The journey that Alzheimers took her on was life changing for all who knew and loved her. In the case of my sister Nicole and I, it literally changed everything in our lives. We both left our homes in Central Washington in 2018 because she could no longer live independently. Mom became the central focus and responsibility of Nik's life for the last couple of years. I can't say enough about the love, care, and endurance she demonstrated. She could not have honored our mother more! I am so very grateful for her! I had my son in Seattle to continue guiding into independent adulthood as well as Jackdaw to build. So, I was only in Olympia to care for mom and give Nik a break about a quarter of the time.

For those of you who are currently, (or have), provided 24/7 care for a loved one with Alzheimers, you know how heartbreaking and exhausting it is. Nothing else I have experienced in life even comes close. It stretches the bounds of your physical and mental endurance at the same time that it reveals the depth of your love. Mom was always there for us and there was never any question we would be there for her when she needed us. But, all the love and devotion in the world won't keep you from the emotional wear and tear of providing full time care for one you love afflicted with Alzheimers.

But now she is free. Free of the confusion and terror. Free of her physical pain. She lived a long and very blessed life with far more joy than sorrow. With her passing, not only is she free again, so are we. In occasional lucid moments in the last year she always expressed her frustration with the fact that her care had become the focus of our lives. It was very difficult to see her get upset and cry about that. I know I would feel the same if I were in that situation. As the weight of her care has lifted from our shoulders, I feel like I've reached the end of a year and a half hike up the face of a mountain and just set my pack down for the first time. It's an almost uncomfortable lightness at times. One I sometimes feel guilty for relishing, until I remind myself that this is what she wanted for me, for us. She wanted Nik and I to be free to pursue our lives with all our strength, focus and talent. She loved us enough to let us go. I don't expect the sadness of her passing to be out of my daily awareness for quite a while. But, it's not as bitter as I expected. I think that's because I know she's with me and is getting another of her wishes- To see her children free to fly as well. And so we shall. Your love rolls on Mom!

Wednesday, March 4, 2020

Leaps show us the way...

It's a stunning spring day here in Seattle! I threw open the back door to let the sun and freshness pour in as I write this post.

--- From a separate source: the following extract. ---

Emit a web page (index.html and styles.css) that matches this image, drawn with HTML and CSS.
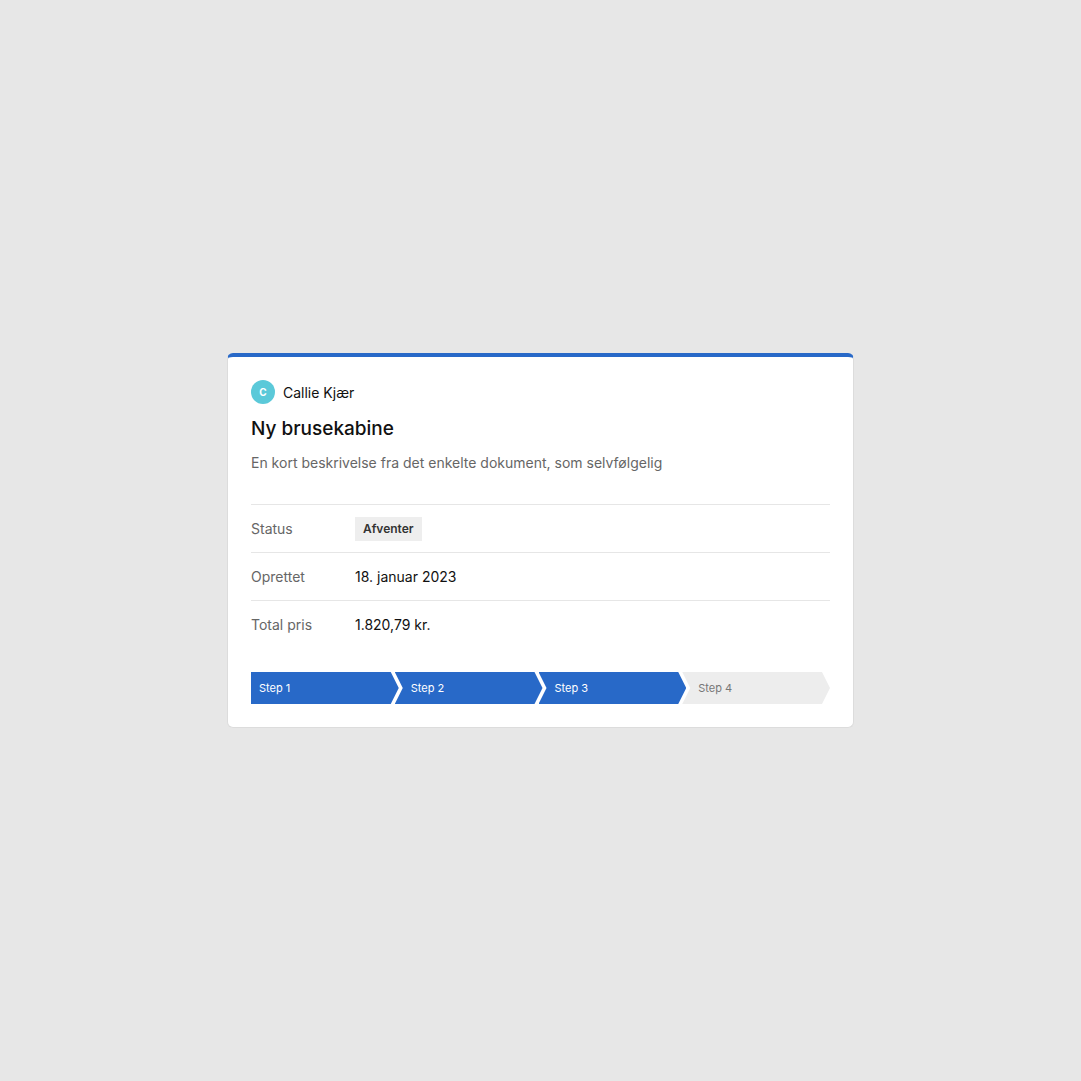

In a little over four months, I will have lived in Hella for two years. Some things have gone as I'd hoped while others have not. But, my faith and focus on my purpose remain unshaken. Even so, there are times when I lay in this bed in this little steel box awaiting sleep and I think to myself, 'What the fuck have I done?!' I'm 54, a professional photographer, and all I have in this world is this truck and the possessions that fit in it. Let me tell you, that's an interesting place to be at this age! At moments like that, I literally do laugh out loud!

I believe in what I'm doing and the sacrifices I have made to make it possible. The work I do is deeply meaningful and a blessing to all I create for. As satisfying as it is, I have been relearning some old lessons lately. One of them is that the successful manifestation of whatever you set out to build or do cannot make you any happier than you are without that thing. True serenity must come from within, not without. There's nothing you can do externally that will make you feel truly whole and valuable. No job, hobby or relationship can fill you up if you haven't connected with the wellspring of your own self worth. For me, staying connected to that source is a matter of following my heart even when doing so poses personal or emotional risk. My risk tolerance has increased as I have walked this path. It has been further heightened as I have helped care for my mother as she descended into the depths of Alzheimers. Witnessing her decline has left me with no illusions of having plenty of time to do what is on my heart.

One of the risks on my horizon is rolling south for the winter in November. Mom is now living in an exceptional memory care home and is no longer dependent on my sister and I for her 24/7 care. My son has come into his own and is becoming the independent adult that I knew he would. I'm doing all I can to gain more patrons to help cover the expense of taking this mission on the road south. But, I will go even if I don't have all the support I would like. I feel an urgency and desire that I can no longer deny. I'm looking forward to the adventure and serving new communities, but I'm also sad about the distance doing so will create between myself and the ones I love here in the PNW. Leaving them for the winter feels selfish and goes against my grain. I have always been the anchor, the one that everyone could count on to be in a fixed position, ready and able to help them in whatever way they need. Hoisting that anchor and setting sail will not be easy for me. It will require me to have faith not only in myself and my instincts, but also in my loved one's abilities to take care of themselves. That personal separation is definitely the hardest part of taking on this kind of life. I will once again have to become very familiar with finding serenity within myself, by myself.

There's that wide open vista again! The one that is equally exhilarating and terrifying. Journey on!